Artist Statement
Rabindranath Tagore’s “Where the Mind Is Without Fear” is memorized by most elementary school children in India. Forty years after I first learned it, the words roll off my tongue naturally. Like most things memorized in childhood, the meaning reveals itself over time. It is a hopeful poem. Similar to Langston Hughes’ Let America Be America Again, it points to the ideals of a nation and the labor demanded of us while working toward this goal.

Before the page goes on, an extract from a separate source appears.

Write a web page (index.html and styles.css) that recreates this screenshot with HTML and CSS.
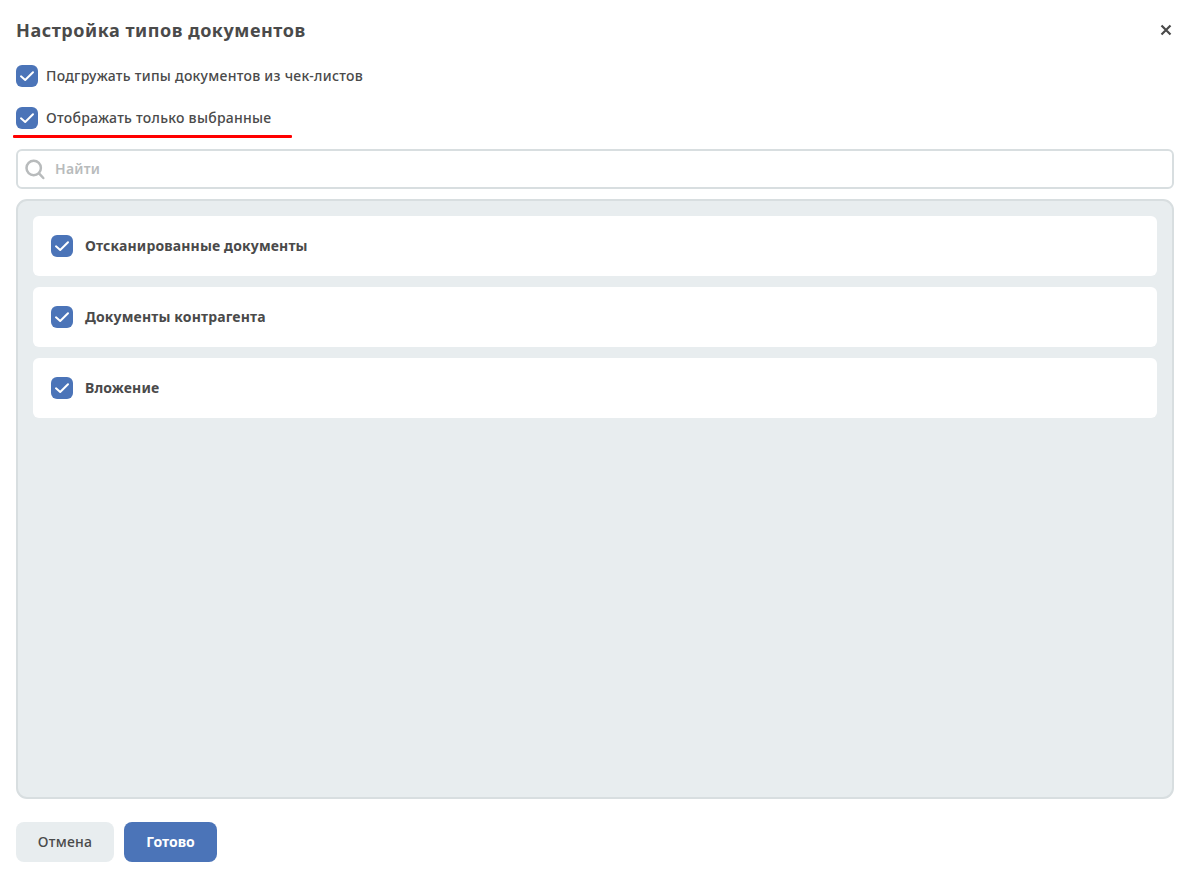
FILE: index.html
```
<!DOCTYPE html>
<html lang="ru">
<head>
    <meta charset="UTF-8">
    <meta name="viewport" content="width=device-width, initial-scale=1.0">
    <title>Настройка типов документов</title>
    <link rel="stylesheet" href="styles.css">
</head>
<body>
    <div class="modal">
        <div class="modal-header">
            <h2>Настройка типов документов</h2>
            <button class="close" aria-label="Закрыть">
                <svg width="12" height="12" viewBox="0 0 12 12"><path d="M1.5 1.5l9 9M10.5 1.5l-9 9"/></svg>
            </button>
        </div>
        <label class="option">
            <span class="checkbox"><svg viewBox="0 0 22 22"><path d="M5 11.3l4.2 3.7 7.8-7.8"/></svg></span>
            <span>Подгружать типы документов из чек-листов</span>
        </label>
        <label class="option marked">
            <span class="checkbox"><svg viewBox="0 0 22 22"><path d="M5 11.3l4.2 3.7 7.8-7.8"/></svg></span>
            <span>Отображать только выбранные</span>
        </label>
        <div class="search">
            <svg width="22" height="22" viewBox="0 0 22 22"><circle cx="8.7" cy="10" r="7.2"/><path d="M14 15.4l4.3 4.6"/></svg>
            <input type="text" placeholder="Найти">
        </div>
        <ul class="doc-list">
            <li>
                <span class="checkbox"><svg viewBox="0 0 22 22"><path d="M5 11.3l4.2 3.7 7.8-7.8"/></svg></span>
                <span>Отсканированные документы</span>
            </li>
            <li>
                <span class="checkbox"><svg viewBox="0 0 22 22"><path d="M5 11.3l4.2 3.7 7.8-7.8"/></svg></span>
                <span>Документы контрагента</span>
            </li>
            <li>
                <span class="checkbox"><svg viewBox="0 0 22 22"><path d="M5 11.3l4.2 3.7 7.8-7.8"/></svg></span>
                <span>Вложение</span>
            </li>
        </ul>
        <div class="modal-footer">
            <button class="btn">Отмена</button>
            <button class="btn btn-primary">Готово</button>
        </div>
    </div>
</body>
</html>
```
FILE: styles.css
```
* {
    box-sizing: border-box;
}
body {
    font-family: "Noto Sans", "Open Sans", sans-serif;
    font-size: 14px;
    font-weight: 500;
    line-height: 20px;
    letter-spacing: 0.26px;
    margin: 0;
    background-color: #ffffff;
    color: #4a4a4a;
}
.modal {
    height: 877px;
    padding: 16px 10px 15px 16px;
    display: flex;
    flex-direction: column;
}
.modal-header {
    height: 28px;
    display: flex;
    align-items: center;
    justify-content: space-between;
}
.modal-header h2 {
    margin: 0;
    font-size: 18px;
    line-height: 28px;
    font-weight: 700;
    letter-spacing: 0.54px;
}
.close {
    display: flex;
    padding: 0;
    margin-right: 2px;
    border: none;
    background: none;
    cursor: pointer;
}
.close svg {
    fill: none;
    stroke: #4a4a4a;
    stroke-width: 2.2;
}
.option {
    display: flex;
    align-items: center;
    align-self: flex-start;
    height: 22px;
    margin-top: 21px;
    gap: 8px;
    cursor: pointer;
}
.option + .option {
    margin-top: 20px;
}
.marked {
    position: relative;
}
.marked::after {
    content: "";
    position: absolute;
    left: -3px;
    top: 28px;
    width: 279px;
    height: 3px;
    border-radius: 1px;
    background-color: #ff0000;
}
.checkbox {
    width: 22px;
    height: 22px;
    border-radius: 6px;
    background-color: #4b74b8;
    flex-shrink: 0;
}
.checkbox svg {
    display: block;
    fill: none;
    stroke: #ffffff;
    stroke-width: 2;
    stroke-linecap: round;
    stroke-linejoin: round;
}
.search {
    display: flex;
    align-items: center;
    height: 40px;
    margin-top: 20px;
    padding: 0 7px;
    border: 2px solid #d8dee0;
    border-radius: 6px;
}
.search svg {
    fill: none;
    stroke: #b8bbbc;
    stroke-width: 2.5;
    stroke-linecap: round;
}
.search input {
    flex-grow: 1;
    margin-left: 8px;
    padding: 0;
    border: none;
    outline: none;
    font: inherit;
    font-weight: 600;
    letter-spacing: 0.25px;
}
.search input::placeholder {
    color: #b8bbbc;
    opacity: 1;
}
.doc-list {
    flex-grow: 1;
    margin: 10px 0 0;
    padding: 15px;
    list-style: none;
    border: 2px solid #d8dee0;
    border-radius: 11px;
    background-color: #e8edef;
}
.doc-list li {
    display: flex;
    align-items: center;
    height: 60px;
    margin-bottom: 11px;
    padding: 0 18px;
    gap: 12px;
    border-radius: 6px;
    background-color: #ffffff;
    font-weight: 700;
    letter-spacing: 0.14px;
}
.modal-footer {
    display: flex;
    gap: 10px;
    margin-top: 23px;
}
.btn {
    width: 98px;
    height: 40px;
    padding: 0;
    border: none;
    border-radius: 8px;
    background-color: #e8edef;
    color: #4a4a4a;
    font: inherit;
    letter-spacing: 0.25px;
    cursor: pointer;
}
.btn-primary {
    width: 93px;
    background-color: #4b74b8;
    color: #ffffff;
    font-weight: 700;
    letter-spacing: 0;
}
```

Recent events with police violence, Black Lives Matter movement, healthcare disparity in the wake of COVID 19 etc., have compelled me to examine Tagore’s poem with renewed interest. We are in flux again. The flawed foundations of what seemed immovable and permanent are being called out and examined. Each brick of our society is being nudged, peeled, shoved, removed, dusted off and re-laid with an acknowledgement to truth and towards something stronger. For me, “The land that never has been yet” is also where “The mind is without fear “. The walls and boundaries within us need to shift first if we are to make any progress.
The work continues, one brick at a time, one small systemic change at a time. Progress is slow and although it may feel like “one step forward, two steps back”, that is what nation building is. A continual labor of love.
About the Artist
Nirmal Raja is an interdisciplinary artist living in Milwaukee, Wisconsin. She had lived in India, South Korea and Hong Kong before immigrating to the United States thirty years ago. She holds a BA in English Literature from St. Francis College in Hyderabad, India; a BFA from the Milwaukee Institute of Art and Design and an MFA from the University of Wisconsin Milwaukee. She has participated in solo and group shows in the Midwest, nationally and internationally. She is the recipient of several awards including “Graduate of The Decade” from University of Wisconsin, Milwaukee and the Mary L. Nohl Fellowship for Individual artists. She collaborates with other artists and strongly believes in investing energy into her immediate community while also considering the global. She curates exhibitions that bring people from different cultures and backgrounds together. She was a mentor at RedLine Milwaukee, a community arts incubator for six years and is now a mentor for the Milwaukee Artists Resource Network.